Vor zwei Jahren kam Böhle mit dieser Argumentation durch. Damals forderten Verdi und die Gewerkschaften des Beamtenbundes 6,5 Prozent, mindestens aber 200 Euro. Am Ende gab es in drei Stufen und über zwei Jahre verteilt 6,3 Prozent mehr – und keinen Mindestbetrag. Für die Prozente bekam Bsirske Lob, für das Fehlen des Sockels Prügel.
Funktionäre und Basis der Gewerkschaft reklamieren seit Jahren die soziale Komponente, weil die Einkommensbereiche, in denen es überdurchschnittlich viele streikbereite Gewerkschaftsmitglieder gibt, dadurch überdurchschnittliche Gehaltssteigerungen bekommen. 2008 ging das schon einmal gut: Die Gewerkschaften forderten damals mindestens 200 Euro Zuschlag pro Kopf und Monat, am Ende gab es dann 50 Euro. Immerhin. So ungefähr könnte der Poker ums Geld in diesem Frühjahr auch ausgehen.
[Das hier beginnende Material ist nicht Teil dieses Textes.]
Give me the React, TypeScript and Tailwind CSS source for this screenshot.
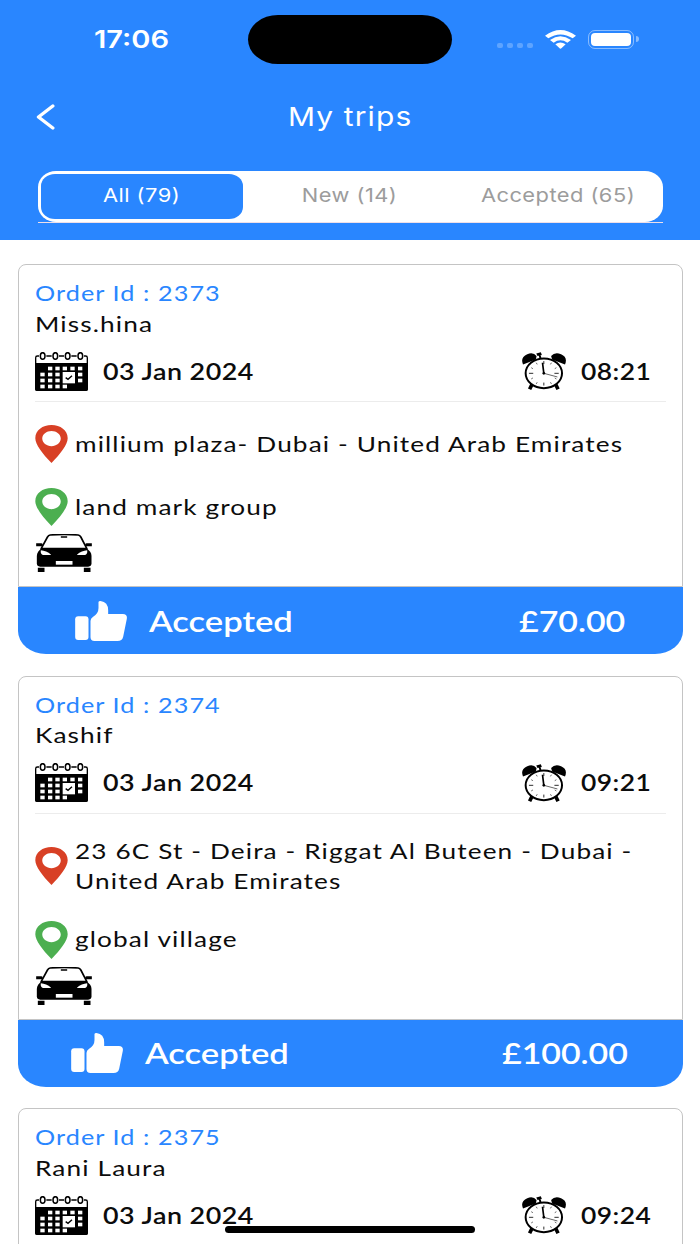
import type { ReactNode } from "react";
import clsx from "clsx";

interface Trip {
  id: number;
  customer: string;
  date: string;
  time: string;
  details?: {
    pickup: string[];
    dropoff: string;
    status: string;
    price: string;
    priceWidth: string;
  };
}

const trips: Trip[] = [
  {
    id: 2373,
    customer: "Miss.hina",
    date: "03 Jan 2024",
    time: "08:21",
    details: {
      pickup: ["millium plaza- Dubai - United Arab Emirates"],
      dropoff: "land mark group",
      status: "Accepted",
      price: "£70.00",
      priceWidth: "w-[107px]",
    },
  },
  {
    id: 2374,
    customer: "Kashif",
    date: "03 Jan 2024",
    time: "09:21",
    details: {
      pickup: ["23 6C St - Deira - Riggat Al Buteen - Dubai -", "United Arab Emirates"],
      dropoff: "global village",
      status: "Accepted",
      price: "£100.00",
      priceWidth: "w-[127px]",
    },
  },
  {
    id: 2375,
    customer: "Rani Laura",
    date: "03 Jan 2024",
    time: "09:24",
  },
];

const tabs = [
  { label: "All (79)", active: true },
  { label: "New (14)", active: false },
  { label: "Accepted (65)", active: false },
];

// Horizontally widened text
function Wide({ className, children }: { className?: string; children: ReactNode }) {
  return (
    <span className={clsx("block w-max origin-left whitespace-nowrap", className)}>{children}</span>
  );
}

function StatusBar() {
  return (
    <div className="flex h-[64px] items-start pt-[15px]">
      <div className="flex h-[49px] w-[248px] items-center pl-[94px]">
        <Wide className="scale-x-[1.21] font-['Inter',sans-serif] text-[24px] font-semibold">17:06</Wide>
      </div>
      <div className="h-[49px] w-[204px] rounded-[30px/24.5px] bg-black" />
      <div className="flex h-[49px] items-center pl-[45px]">
        <div className="mt-[12px] flex gap-[4px]">
          {[0, 1, 2, 3].map((i) => (
            <div key={i} className="h-[5px] w-[6px] rounded-[2px] bg-white/25" />
          ))}
        </div>
        <svg className="mb-[1px] ml-[12px] h-[19px] w-[31px]" viewBox="0 0 93 57" fill="#fff">
          <path d="M0 17 Q46 -17 93 17 L83 25 Q46 2 10 25 Z" />
          <path d="M15 30 Q46 8 78 30 L67 38 Q46 24 26 38 Z" />
          <path d="M31 43 Q46 32 62 43 L50 54 Q46 58 43 54 Z" />
        </svg>
        <div className="mb-[1px] ml-[12px] flex h-[19px] w-[46px] rounded-[7px] border border-white/45 p-[2px]">
          <div className="h-full w-full rounded-[4px] bg-white" />
        </div>
        <div className="mb-[1px] ml-[2px] h-[6px] w-[3px] rounded-r-full bg-white/45" />
      </div>
    </div>
  );
}

function Header() {
  return (
    <header className="h-[240px] bg-[#2986ff] text-white">
      <StatusBar />
      <div className="flex h-[107px] items-center pb-[2px] pl-[36px]">
        <svg className="h-[26px] w-[19px]" viewBox="0 0 19 26" fill="none" stroke="#fff" strokeWidth="3.4" strokeLinecap="round" strokeLinejoin="round">
          <path d="M16.8 2 L2.5 13 L16.8 24" />
        </svg>
        <Wide className="ml-[233px] scale-x-[1.15] font-['Inter',sans-serif] text-[26px] tracking-[1px]">My trips</Wide>
      </div>
      <div className="mx-[37.5px]">
        <div className="flex h-[51px] rounded-[18px/16px] bg-white p-[3px]">
          {tabs.map((tab) => (
            <div
              key={tab.label}
              className={clsx(
                "mr-[6px] flex flex-1 items-center justify-center rounded-[14px/12px] last:mr-0",
                tab.active ? "bg-[#2986ff] text-white" : "text-[#9c9c9c]",
              )}
            >
              <span className="block scale-x-[1.15] whitespace-nowrap pb-[1px] font-['Inter',sans-serif] text-[19px] tracking-[0.4px]">
                {tab.label}
              </span>
            </div>
          ))}
        </div>
        <div className="h-px bg-[#eedfe8]" />
      </div>
    </header>
  );
}

const calendarDays = [
  [39, 44], [61, 44], [83, 44], [106, 44], [129, 44],
  [16, 62], [39, 62], [61, 62], [129, 62],
  [16, 80], [39, 80], [61, 80], [129, 80],
  [16, 98], [39, 98], [61, 98], [83, 98],
];

function CalendarIcon() {
  return (
    <svg className="h-[39px] w-[53px] shrink-0" viewBox="0 0 159 117">
      <rect x="2" y="12" width="155" height="103" rx="5" fill="#fff" stroke="#000" strokeWidth="4" />
      <path d="M0 33 H159 V111 Q159 117 153 117 H6 Q0 117 0 111 Z" />
      {[23, 61, 98, 136].map((x) => (
        <g key={x}>
          <rect x={x - 11} y="8" width="22" height="8" fill="#fff" />
          <ellipse cx={x} cy="12" rx="7" ry="10" fill="#fff" stroke="#000" strokeWidth="4.5" />
        </g>
      ))}
      {calendarDays.map(([x, y]) => (
        <rect key={`${x}-${y}`} x={x} y={y} width="13" height="11" fill="#fff" />
      ))}
      <rect x="83" y="60" width="37" height="34" fill="#fff" />
      <path d="M92 77 L99 82 L111 71" fill="none" stroke="#000" strokeWidth="4" />
    </svg>
  );
}

function AlarmIcon() {
  return (
    <svg className="h-[38px] w-[44px] shrink-0" viewBox="0 0 133 114">
      <path d="M3 37 Q-6 15 16 6 Q34 -2 44 12 L42 22 Z" />
      <path d="M130 37 Q139 15 118 6 Q99 -2 88 12 L91 22 Z" />
      <path d="M43 4 L57 0 L60 9 L47 12 Z M50 8 L56 8 L59 19 L53 19 Z" />
      <path d="M31 96 L23 112 M101 96 L109 112" stroke="#000" strokeWidth="11" />
      <ellipse cx="66" cy="64" rx="55" ry="45" fill="#fff" stroke="#000" strokeWidth="6" />
      <g stroke="#000" strokeWidth="2.5">
        <path d="M66 27 V36 M66 92 V101 M21 64 H34 M98 64 H111" />
        <path d="M43 32 L46 37 M89 32 L86 37 M28 47 L33 50 M104 47 L99 50 M28 81 L33 78 M104 81 L99 78 M43 96 L46 91 M89 96 L86 91" strokeWidth="1.8" />
        <path d="M66 64 L107 75" strokeWidth="1.8" />
        <path d="M66 64 L62 32" strokeWidth="5" />
      </g>
      <circle cx="66" cy="64" r="4" />
    </svg>
  );
}

function PinIcon({ color }: { color: string }) {
  return (
    <svg className="h-[38px] w-[33px] shrink-0" viewBox="0 0 98 115" fill={color}>
      <path
        fillRule="evenodd"
        d="M49 0 C76 0 98 16 98 40 C98 59 76 87 49 115 C22 87 0 59 0 40 C0 16 22 0 49 0 Z M49 18 C34 18 21 28 21 41 C21 54 34 64 49 64 C64 64 77 54 77 41 C77 28 64 18 49 18 Z"
      />
    </svg>
  );
}

function CarIcon() {
  return (
    <svg className="h-[38px] w-[56px]" viewBox="0 0 167 114">
      <path d="M42 3 Q84 0 126 3 Q131 4 134 9 L152 44 H15 L34 9 Q37 4 42 3 Z" strokeLinejoin="round" stroke="#000" strokeWidth="5" fill="#fff" />
      <path d="M0 28 H16 Q20 28 20 33 V37 H0 Z M167 28 H151 Q147 28 147 33 V37 H167 Z" />
      <path d="M16 42 H151 L162 53 Q166 58 166 66 V88 Q166 98 156 98 H12 Q2 98 2 88 V66 Q2 58 6 53 Z" />
      <path d="M14 49 Q30 50 45 62 L42 63 H20 Q12 60 14 49 Z M153 49 Q137 50 122 62 L125 63 H147 Q155 60 153 49 Z" fill="#fff" />
      <rect x="59" y="81" width="50" height="11" fill="#fff" />
      <path d="M74 7 H93 V11 H74 Z M5 101 H25 V114 H5 Z M143 101 H163 V114 H143 Z" />
    </svg>
  );
}

function ThumbIcon() {
  return (
    <svg className="h-[40px] w-[52px] shrink-0" viewBox="0 0 155 120" fill="#fff">
      <rect x="0" y="46" width="40" height="71" rx="9" />
      <path d="M70 3 Q70 0 76 0 Q99 3 99 28 V39 H143 Q157 39 155 53 L144 107 Q141 120 127 120 H58 Q46 120 46 109 V60 Q46 52 53 48 Q70 38 70 21 Z" />
    </svg>
  );
}

function Place({ color, lines }: { color: string; lines: string[] }) {
  return (
    <div className="flex min-h-[38px] items-center">
      <PinIcon color={color} />
      <div className="my-[-5px] ml-[7px] py-[4px]">
        {lines.map((line) => (
          <Wide key={line} className="scale-x-[1.247] text-[21px] leading-[30.5px] tracking-[0.9px]">{line}</Wide>
        ))}
      </div>
    </div>
  );
}

function TripCard({ trip }: { trip: Trip }) {
  const { details } = trip;

  return (
    <article>
      <div className="min-h-[160px] rounded-t-[8px] border border-[#c4c4c4] px-[16px] pt-[13px] pb-[14px]">
        <Wide className="scale-x-[1.2] text-[21px] leading-[30.5px] tracking-[0.9px] text-[#2986ff]">
          Order Id : {trip.id}
        </Wide>
        <Wide className="scale-x-[1.25] text-[21px] leading-[30.5px] tracking-[0.9px]">{trip.customer}</Wide>
        <div className="mt-[10px] flex h-[44px] items-center">
          <CalendarIcon />
          <Wide className="ml-[15px] scale-x-[1.22] text-[22px] font-semibold tracking-[0.4px]">{trip.date}</Wide>
          <div className="ml-auto flex w-[144px] items-center">
            <AlarmIcon />
            <Wide className="ml-[15px] scale-x-[1.2] text-[22px] font-semibold tracking-[0.4px]">{trip.time}</Wide>
          </div>
        </div>
        <div className="mt-[8px] h-px bg-[#ececec]" />
        {details && (
          <>
            <div className="mt-[23px] flex flex-col gap-[25px]">
              <Place color="#d84025" lines={details.pickup} />
              <Place color="#4caf50" lines={[details.dropoff]} />
            </div>
            <div className="mt-[8px] ml-[1px]">
              <CarIcon />
            </div>
          </>
        )}
      </div>
      {details && (
        <div className="flex h-[67px] items-center bg-[#2986ff] text-white [border-radius:0_0_28px_28px/0_0_23px_23px]">
          <div className="flex-1" />
          <div className="flex w-[216px] items-center">
            <ThumbIcon />
            <Wide className="ml-[22px] scale-x-[1.235] text-[28px] font-semibold">{details.status}</Wide>
          </div>
          <div className="flex-[4]" />
          <div className={details.priceWidth}>
            <Wide className="scale-x-[1.21] text-[28px] font-semibold">{details.price}</Wide>
          </div>
          <div className="flex-1" />
        </div>
      )}
    </article>
  );
}

export default function App() {
  return (
    <div className="relative h-[1244px] w-[700px] overflow-hidden bg-white font-['Lato',sans-serif] text-[#0c0c0c]">
      <Header />
      <main className="flex flex-col gap-[21.5px] px-[17.5px] pt-[24px]">
        {trips.map((trip) => (
          <TripCard key={trip.id} trip={trip} />
        ))}
      </main>
      {/* Home indicator */}
      <div className="absolute bottom-[11px] left-[225px] h-[7px] w-[250px] rounded-full bg-black" />
    </div>
  );
}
Mit der Forderung zwischen sechs und sieben Prozent setzen sich die Gewerkschaften des öffentlichen Dienstes an die Spitze der diesjährigen Tarifszene. Sowohl in der Chemie als auch bei der Telekom, in der Druckindustrie oder im Bereich Nahrung-Genuss-Gaststätten gingen die Gewerkschaften mit 5,5 Prozent ins Rennen. Die „Zurückhaltung“ ist erstaunlich, weil die gesamtwirtschaftlichen Rahmenbedingungen heute besser sind als vor einem Jahr – damals aber lagen die meisten Forderungen bei 6,5 Prozent. Womöglich haben die zuletzt gestiegenen Lohnstückkosten, die das Verhältnis von Produktivität und Arbeitskosten abbilden und wichtiger Maßstab für die Wettbewerbsfähigkeit sind, die Gewerkschaften zum Maßhalten animiert. Für den öffentlichen Dienst gilt das aber nicht – auch deshalb nicht, weil hier nur alle zwei Jahre verhandelt wird.
Die lange Laufzeit bringt den Arbeitgebern Planungs- und Kalkulationssicherheit. Dafür sind sie bereit, ein paar Zehntel draufzulegen. Und die Einkommen in Stufen zu erhöhen, also vermutlich ein kleiner Sockel plus eine Prozentzahl vom 1. März an und eine weitere prozentuale Erhöhung 2015. Darauf stellt sich Böhle ein. Der Verhandlungsführer der Kommunen hat es es schwer genug, denn ähnlich wie die Arbeitgebervertreter in der Industrie, die in jeder Tarifrunde die unterschiedliche Lage der Betriebe anführen und deshalb vor Tariferhöhungen warnen, die die Schwachen überfordern, argumentiert Böhle mit klammen Kommunen. Vor allem für Gemeinden im Ruhrgebiet, in Hessen und Rheinland-Pfalz seien Gehaltserhöhungen „richtig brutal“. Mit insgesamt 133,3 Milliarden Euro seien die Kommunen „so hoch verschuldet wie noch nie“. Einen Rekord gibt es indes auch bei den Einnahmen: Von 74 Milliarden Euro (2012) über 78 Milliarden Euro (2013) steigen die Steuereinnahmen der Gemeinden in diesem Jahr voraussichtlich auf 80,9 Milliarden Euro. Im vergangenen Jahr gab es sogar einen „positiven Saldo in den Kommunalfinanzen“, wie Böhle einräumt. Doch das werde sich 2014 ändern, wenn der Tarifabschluss zu teuer wird.
Schwierige Finanzen und besondere Arbeitsbedingungen gehören zum Standardrepertoire der Arbeitgeber vor Tarifverhandlungen. Böhle betont die flexiblen Arbeitszeiten, die eine gute Vereinbarkeit von Familie und Beruf ermöglichten, den sicheren Arbeitsplatz und überhaupt die gute Versorgung. „Wir müssen uns nicht verstecken und sind in manchen Bereichen unschlagbar“, meint er auch mit Blick auf den Nachwuchs. „Wir haben viel mehr Bewerber als offene Stellen und zahlen deutlich überdurchschnittliche Ausbildungsentgelte.“ Die Einkommen insgesamt seien ordentlich gestiegen, seit 2008 um 19,5 Prozent. „Ich finde das nicht ohne“, sagt Böhle. Aber das ist Geschichte. Unter drei Prozent, das weiß der Tarifpolitiker, wird er in diesem Jahr keinen Tarifabschluss bekommen.